● **What is being asked**:
Retype the data that follows line by line, exactly, and leave its pictures out.

● **Collected data**:
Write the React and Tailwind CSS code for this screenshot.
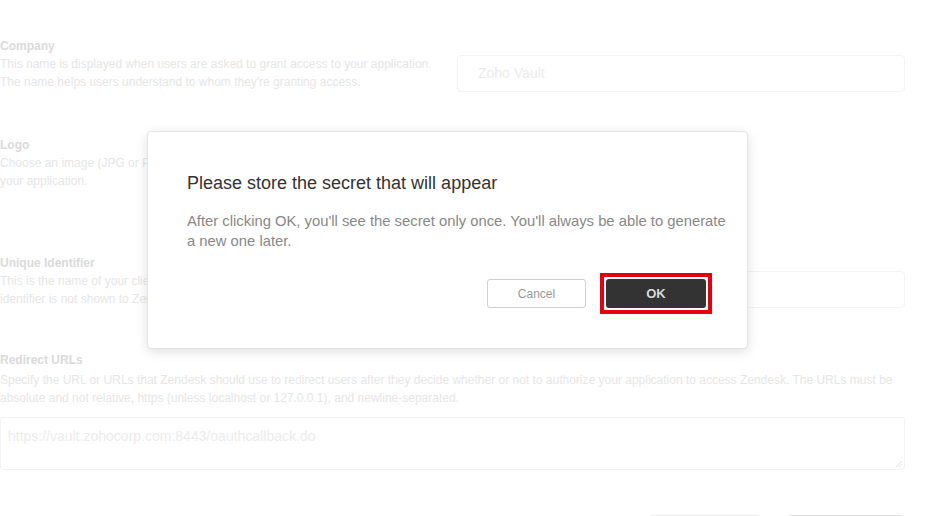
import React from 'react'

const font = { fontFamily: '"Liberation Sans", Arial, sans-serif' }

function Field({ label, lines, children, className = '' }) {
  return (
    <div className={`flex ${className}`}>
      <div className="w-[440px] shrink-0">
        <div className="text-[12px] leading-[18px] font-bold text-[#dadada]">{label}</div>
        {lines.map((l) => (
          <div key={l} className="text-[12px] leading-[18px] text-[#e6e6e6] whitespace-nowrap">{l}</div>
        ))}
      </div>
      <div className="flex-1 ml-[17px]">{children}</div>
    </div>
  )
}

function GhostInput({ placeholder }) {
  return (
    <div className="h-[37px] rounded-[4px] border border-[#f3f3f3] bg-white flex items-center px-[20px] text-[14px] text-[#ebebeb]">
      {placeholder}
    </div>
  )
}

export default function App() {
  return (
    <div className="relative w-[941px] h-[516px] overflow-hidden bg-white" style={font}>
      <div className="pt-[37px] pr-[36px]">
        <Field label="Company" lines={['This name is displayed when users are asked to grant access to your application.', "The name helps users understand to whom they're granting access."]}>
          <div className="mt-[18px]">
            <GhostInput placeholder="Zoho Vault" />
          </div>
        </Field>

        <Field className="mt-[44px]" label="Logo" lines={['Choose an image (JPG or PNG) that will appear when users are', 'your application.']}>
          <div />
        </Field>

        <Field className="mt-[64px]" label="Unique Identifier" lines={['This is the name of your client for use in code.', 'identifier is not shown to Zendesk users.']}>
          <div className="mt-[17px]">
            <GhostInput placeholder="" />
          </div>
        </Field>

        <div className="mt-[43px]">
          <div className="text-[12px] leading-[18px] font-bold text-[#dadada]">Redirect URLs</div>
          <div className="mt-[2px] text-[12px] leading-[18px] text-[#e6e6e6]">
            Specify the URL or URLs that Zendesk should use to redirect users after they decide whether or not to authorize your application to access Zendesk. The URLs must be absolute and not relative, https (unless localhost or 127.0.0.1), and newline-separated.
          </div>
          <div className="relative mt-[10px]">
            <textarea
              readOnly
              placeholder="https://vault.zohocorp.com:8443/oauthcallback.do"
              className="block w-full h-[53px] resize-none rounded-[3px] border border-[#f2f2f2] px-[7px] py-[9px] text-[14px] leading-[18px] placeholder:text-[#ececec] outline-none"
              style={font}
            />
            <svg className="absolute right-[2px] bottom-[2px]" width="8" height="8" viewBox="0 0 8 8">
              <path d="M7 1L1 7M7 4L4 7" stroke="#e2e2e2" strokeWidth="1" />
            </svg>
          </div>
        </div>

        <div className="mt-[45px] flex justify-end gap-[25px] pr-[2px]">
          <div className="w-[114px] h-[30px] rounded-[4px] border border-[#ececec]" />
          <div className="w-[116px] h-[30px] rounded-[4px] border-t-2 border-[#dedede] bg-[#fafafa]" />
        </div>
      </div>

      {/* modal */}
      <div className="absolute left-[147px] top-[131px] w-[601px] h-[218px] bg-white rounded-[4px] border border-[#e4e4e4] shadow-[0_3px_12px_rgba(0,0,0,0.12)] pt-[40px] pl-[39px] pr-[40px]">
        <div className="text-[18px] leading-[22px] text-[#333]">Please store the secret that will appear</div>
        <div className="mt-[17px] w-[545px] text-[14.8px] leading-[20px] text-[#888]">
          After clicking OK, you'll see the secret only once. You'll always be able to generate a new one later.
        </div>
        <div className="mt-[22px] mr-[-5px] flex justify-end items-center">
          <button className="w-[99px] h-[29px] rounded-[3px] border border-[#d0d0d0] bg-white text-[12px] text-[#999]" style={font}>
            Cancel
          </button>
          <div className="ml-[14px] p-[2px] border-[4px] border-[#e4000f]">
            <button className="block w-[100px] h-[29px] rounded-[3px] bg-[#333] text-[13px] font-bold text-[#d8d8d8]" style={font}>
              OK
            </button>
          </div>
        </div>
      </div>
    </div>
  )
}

● **Full solution**:
Write the React and Tailwind CSS code for this screenshot.
import React from 'react'

const font = { fontFamily: '"Liberation Sans", Arial, sans-serif' }

function Field({ label, lines, children, className = '' }) {
  return (
    <div className={`flex ${className}`}>
      <div className="w-[440px] shrink-0">
        <div className="text-[12px] leading-[18px] font-bold text-[#dadada]">{label}</div>
        {lines.map((l) => (
          <div key={l} className="text-[12px] leading-[18px] text-[#e6e6e6] whitespace-nowrap">{l}</div>
        ))}
      </div>
      <div className="flex-1 ml-[17px]">{children}</div>
    </div>
  )
}

function GhostInput({ placeholder }) {
  return (
    <div className="h-[37px] rounded-[4px] border border-[#f3f3f3] bg-white flex items-center px-[20px] text-[14px] text-[#ebebeb]">
      {placeholder}
    </div>
  )
}

export default function App() {
  return (
    <div className="relative w-[941px] h-[516px] overflow-hidden bg-white" style={font}>
      <div className="pt-[37px] pr-[36px]">
        <Field label="Company" lines={['This name is displayed when users are asked to grant access to your application.', "The name helps users understand to whom they're granting access."]}>
          <div className="mt-[18px]">
            <GhostInput placeholder="Zoho Vault" />
          </div>
        </Field>

        <Field className="mt-[44px]" label="Logo" lines={['Choose an image (JPG or PNG) that will appear when users are', 'your application.']}>
          <div />
        </Field>

        <Field className="mt-[64px]" label="Unique Identifier" lines={['This is the name of your client for use in code.', 'identifier is not shown to Zendesk users.']}>
          <div className="mt-[17px]">
            <GhostInput placeholder="" />
          </div>
        </Field>

        <div className="mt-[43px]">
          <div className="text-[12px] leading-[18px] font-bold text-[#dadada]">Redirect URLs</div>
          <div className="mt-[2px] text-[12px] leading-[18px] text-[#e6e6e6]">
            Specify the URL or URLs that Zendesk should use to redirect users after they decide whether or not to authorize your application to access Zendesk. The URLs must be absolute and not relative, https (unless localhost or 127.0.0.1), and newline-separated.
          </div>
          <div className="relative mt-[10px]">
            <textarea
              readOnly
              placeholder="https://vault.zohocorp.com:8443/oauthcallback.do"
              className="block w-full h-[53px] resize-none rounded-[3px] border border-[#f2f2f2] px-[7px] py-[9px] text-[14px] leading-[18px] placeholder:text-[#ececec] outline-none"
              style={font}
            />
            <svg className="absolute right-[2px] bottom-[2px]" width="8" height="8" viewBox="0 0 8 8">
              <path d="M7 1L1 7M7 4L4 7" stroke="#e2e2e2" strokeWidth="1" />
            </svg>
          </div>
        </div>

        <div className="mt-[45px] flex justify-end gap-[25px] pr-[2px]">
          <div className="w-[114px] h-[30px] rounded-[4px] border border-[#ececec]" />
          <div className="w-[116px] h-[30px] rounded-[4px] border-t-2 border-[#dedede] bg-[#fafafa]" />
        </div>
      </div>

      {/* modal */}
      <div className="absolute left-[147px] top-[131px] w-[601px] h-[218px] bg-white rounded-[4px] border border-[#e4e4e4] shadow-[0_3px_12px_rgba(0,0,0,0.12)] pt-[40px] pl-[39px] pr-[40px]">
        <div className="text-[18px] leading-[22px] text-[#333]">Please store the secret that will appear</div>
        <div className="mt-[17px] w-[545px] text-[14.8px] leading-[20px] text-[#888]">
          After clicking OK, you'll see the secret only once. You'll always be able to generate a new one later.
        </div>
        <div className="mt-[22px] mr-[-5px] flex justify-end items-center">
          <button className="w-[99px] h-[29px] rounded-[3px] border border-[#d0d0d0] bg-white text-[12px] text-[#999]" style={font}>
            Cancel
          </button>
          <div className="ml-[14px] p-[2px] border-[4px] border-[#e4000f]">
            <button className="block w-[100px] h-[29px] rounded-[3px] bg-[#333] text-[13px] font-bold text-[#d8d8d8]" style={font}>
              OK
            </button>
          </div>
        </div>
      </div>
    </div>
  )
}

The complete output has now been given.